*TASK STATEMENT:*
From the first line of the listing below to the line with "const [active, setActive]", print each line exactly, and nothing more. Leave out the pictures.
— BEGIN MATERIAL —
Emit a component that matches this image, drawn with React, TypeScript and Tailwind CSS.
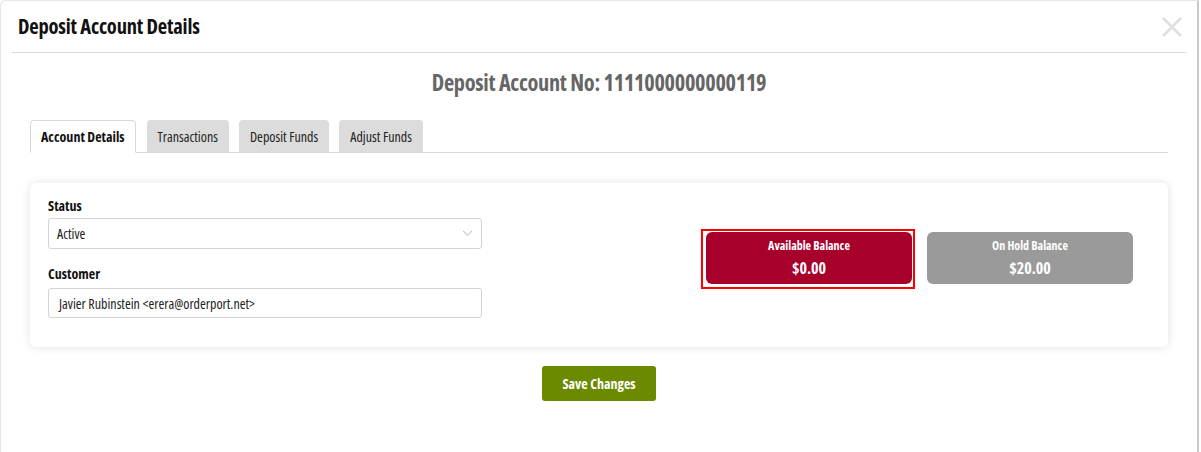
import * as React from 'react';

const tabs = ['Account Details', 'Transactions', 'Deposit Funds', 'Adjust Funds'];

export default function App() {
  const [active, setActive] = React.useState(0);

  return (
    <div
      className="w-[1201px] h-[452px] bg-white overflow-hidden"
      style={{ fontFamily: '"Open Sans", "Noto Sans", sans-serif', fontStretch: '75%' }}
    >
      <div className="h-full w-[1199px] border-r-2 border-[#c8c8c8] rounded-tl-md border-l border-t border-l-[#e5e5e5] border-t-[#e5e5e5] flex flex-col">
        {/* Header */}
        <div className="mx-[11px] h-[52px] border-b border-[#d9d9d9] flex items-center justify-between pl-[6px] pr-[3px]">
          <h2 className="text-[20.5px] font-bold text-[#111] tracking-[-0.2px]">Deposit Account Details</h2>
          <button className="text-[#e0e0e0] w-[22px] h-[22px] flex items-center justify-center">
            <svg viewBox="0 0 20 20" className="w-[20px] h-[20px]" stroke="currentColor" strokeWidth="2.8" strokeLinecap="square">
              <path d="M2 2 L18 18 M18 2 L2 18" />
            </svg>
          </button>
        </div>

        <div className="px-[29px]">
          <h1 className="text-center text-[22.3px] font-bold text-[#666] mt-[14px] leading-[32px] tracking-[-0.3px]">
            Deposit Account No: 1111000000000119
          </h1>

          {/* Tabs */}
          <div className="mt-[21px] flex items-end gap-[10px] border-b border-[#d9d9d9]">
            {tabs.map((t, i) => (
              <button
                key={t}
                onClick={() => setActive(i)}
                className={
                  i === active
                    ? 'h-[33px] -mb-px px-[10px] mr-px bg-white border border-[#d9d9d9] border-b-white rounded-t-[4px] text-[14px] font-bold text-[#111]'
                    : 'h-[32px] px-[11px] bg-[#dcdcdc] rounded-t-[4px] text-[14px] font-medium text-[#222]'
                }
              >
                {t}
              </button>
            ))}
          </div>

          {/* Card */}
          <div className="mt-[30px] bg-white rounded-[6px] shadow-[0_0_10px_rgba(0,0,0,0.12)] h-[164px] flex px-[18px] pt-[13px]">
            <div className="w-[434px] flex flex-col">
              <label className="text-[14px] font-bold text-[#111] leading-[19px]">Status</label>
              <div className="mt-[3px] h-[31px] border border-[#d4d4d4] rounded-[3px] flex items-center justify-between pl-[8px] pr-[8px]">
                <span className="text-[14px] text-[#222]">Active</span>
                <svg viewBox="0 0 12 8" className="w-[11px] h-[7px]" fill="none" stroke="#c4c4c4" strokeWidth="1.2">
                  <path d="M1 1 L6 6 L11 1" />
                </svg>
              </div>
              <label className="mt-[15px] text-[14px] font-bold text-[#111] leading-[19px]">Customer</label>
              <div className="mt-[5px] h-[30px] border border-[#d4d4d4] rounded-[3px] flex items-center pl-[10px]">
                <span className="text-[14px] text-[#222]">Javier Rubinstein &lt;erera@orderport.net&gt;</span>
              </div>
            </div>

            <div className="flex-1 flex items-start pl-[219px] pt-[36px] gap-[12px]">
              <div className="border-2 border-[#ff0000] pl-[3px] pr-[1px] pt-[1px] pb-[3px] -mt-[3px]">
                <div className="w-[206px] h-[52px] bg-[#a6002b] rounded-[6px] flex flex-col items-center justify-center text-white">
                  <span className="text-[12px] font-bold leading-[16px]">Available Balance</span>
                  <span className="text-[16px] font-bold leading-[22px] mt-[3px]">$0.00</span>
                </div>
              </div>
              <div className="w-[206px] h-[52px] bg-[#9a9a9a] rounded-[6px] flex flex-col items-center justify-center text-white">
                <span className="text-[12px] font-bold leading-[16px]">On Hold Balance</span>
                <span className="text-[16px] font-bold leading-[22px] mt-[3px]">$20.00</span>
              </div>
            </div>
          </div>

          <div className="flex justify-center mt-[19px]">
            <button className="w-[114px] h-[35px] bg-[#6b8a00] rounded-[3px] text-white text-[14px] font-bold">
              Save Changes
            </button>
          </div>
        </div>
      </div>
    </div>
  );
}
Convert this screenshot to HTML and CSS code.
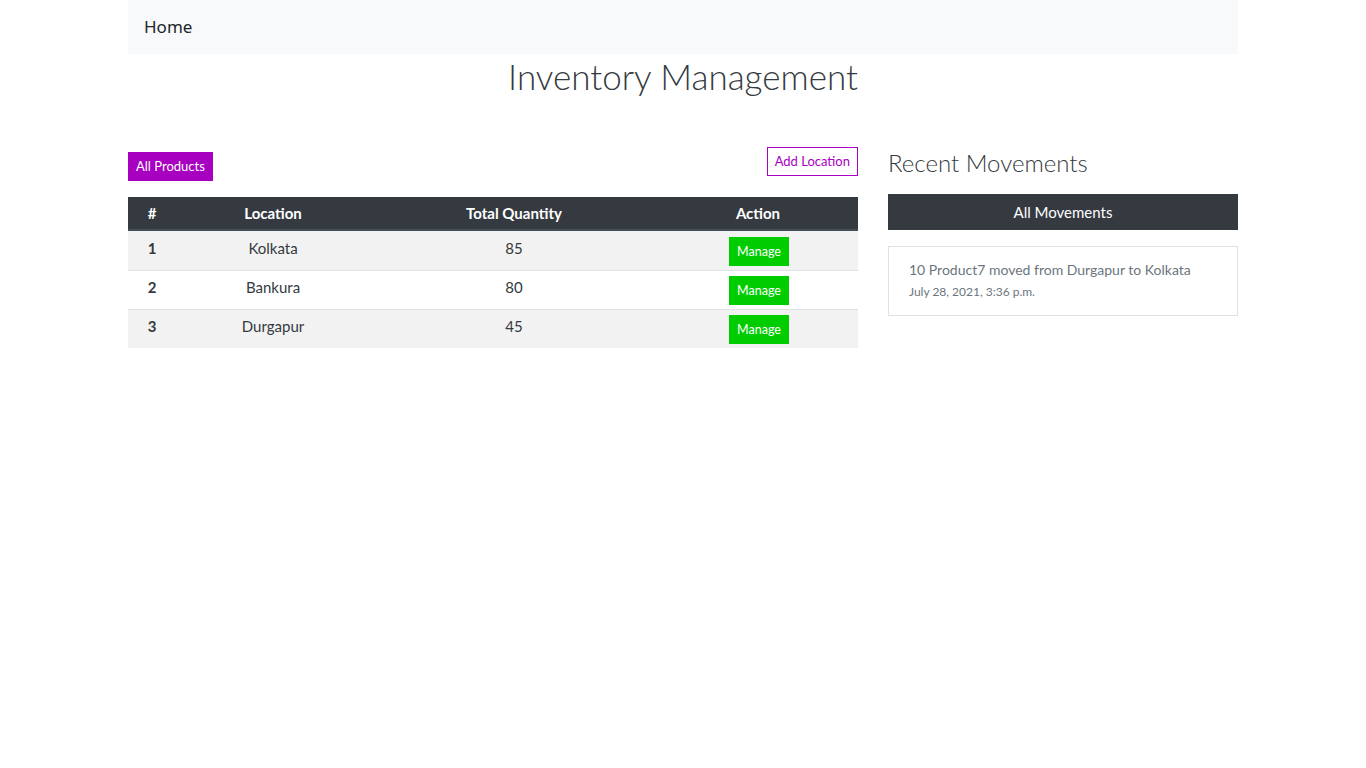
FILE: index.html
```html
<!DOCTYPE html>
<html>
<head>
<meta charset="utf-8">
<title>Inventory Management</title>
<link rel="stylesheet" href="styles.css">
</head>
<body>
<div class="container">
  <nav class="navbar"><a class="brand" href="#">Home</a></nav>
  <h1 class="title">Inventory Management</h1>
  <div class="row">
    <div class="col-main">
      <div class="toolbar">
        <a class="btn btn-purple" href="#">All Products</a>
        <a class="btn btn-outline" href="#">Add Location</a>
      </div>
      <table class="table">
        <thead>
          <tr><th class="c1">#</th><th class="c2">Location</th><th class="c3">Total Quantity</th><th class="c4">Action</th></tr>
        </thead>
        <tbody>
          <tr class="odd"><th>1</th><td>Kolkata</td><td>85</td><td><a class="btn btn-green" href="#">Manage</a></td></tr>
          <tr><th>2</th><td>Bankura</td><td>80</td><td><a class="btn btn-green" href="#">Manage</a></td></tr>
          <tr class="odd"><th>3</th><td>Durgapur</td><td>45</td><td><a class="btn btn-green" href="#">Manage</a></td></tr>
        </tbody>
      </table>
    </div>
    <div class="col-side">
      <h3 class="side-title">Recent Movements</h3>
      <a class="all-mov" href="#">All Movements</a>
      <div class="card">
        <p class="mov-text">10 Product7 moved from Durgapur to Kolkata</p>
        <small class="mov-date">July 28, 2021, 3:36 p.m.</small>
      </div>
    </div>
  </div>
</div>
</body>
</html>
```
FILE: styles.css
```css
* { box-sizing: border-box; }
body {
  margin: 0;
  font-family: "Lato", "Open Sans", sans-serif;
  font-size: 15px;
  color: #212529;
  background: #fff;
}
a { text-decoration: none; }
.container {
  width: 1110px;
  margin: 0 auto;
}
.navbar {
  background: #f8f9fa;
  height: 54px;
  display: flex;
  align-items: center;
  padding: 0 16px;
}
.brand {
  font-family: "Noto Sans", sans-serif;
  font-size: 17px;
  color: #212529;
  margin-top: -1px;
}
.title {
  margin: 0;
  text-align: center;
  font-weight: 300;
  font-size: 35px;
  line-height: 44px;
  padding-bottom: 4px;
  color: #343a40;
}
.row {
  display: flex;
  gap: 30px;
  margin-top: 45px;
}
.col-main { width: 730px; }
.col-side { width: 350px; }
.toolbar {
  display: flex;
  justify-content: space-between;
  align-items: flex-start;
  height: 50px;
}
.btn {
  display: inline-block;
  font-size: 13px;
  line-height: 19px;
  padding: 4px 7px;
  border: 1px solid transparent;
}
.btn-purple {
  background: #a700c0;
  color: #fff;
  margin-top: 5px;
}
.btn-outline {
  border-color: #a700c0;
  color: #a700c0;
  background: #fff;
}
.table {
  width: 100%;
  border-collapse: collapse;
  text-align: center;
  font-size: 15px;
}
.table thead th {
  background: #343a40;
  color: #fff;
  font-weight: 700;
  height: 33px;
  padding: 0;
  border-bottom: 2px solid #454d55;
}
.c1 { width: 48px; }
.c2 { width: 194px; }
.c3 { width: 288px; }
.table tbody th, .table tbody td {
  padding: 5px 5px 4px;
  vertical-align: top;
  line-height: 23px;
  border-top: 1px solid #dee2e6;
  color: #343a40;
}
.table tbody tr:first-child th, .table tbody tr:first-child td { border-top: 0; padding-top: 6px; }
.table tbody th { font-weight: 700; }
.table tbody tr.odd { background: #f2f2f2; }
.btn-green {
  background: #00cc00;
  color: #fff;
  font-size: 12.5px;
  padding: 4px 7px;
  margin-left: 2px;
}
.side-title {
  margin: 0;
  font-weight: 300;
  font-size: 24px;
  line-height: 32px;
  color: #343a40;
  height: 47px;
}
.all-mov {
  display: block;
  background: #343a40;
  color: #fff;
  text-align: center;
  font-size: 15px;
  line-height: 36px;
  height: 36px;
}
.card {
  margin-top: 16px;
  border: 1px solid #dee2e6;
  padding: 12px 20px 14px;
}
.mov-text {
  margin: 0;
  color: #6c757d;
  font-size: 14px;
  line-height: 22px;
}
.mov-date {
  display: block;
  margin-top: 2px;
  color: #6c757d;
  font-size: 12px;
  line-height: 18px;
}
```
— END MATERIAL —
*WRITTEN SOLUTION:*
Emit a component that matches this image, drawn with React, TypeScript and Tailwind CSS.
import * as React from 'react';

const tabs = ['Account Details', 'Transactions', 'Deposit Funds', 'Adjust Funds'];

export default function App() {
  const [active, setActive] = React.useState(0);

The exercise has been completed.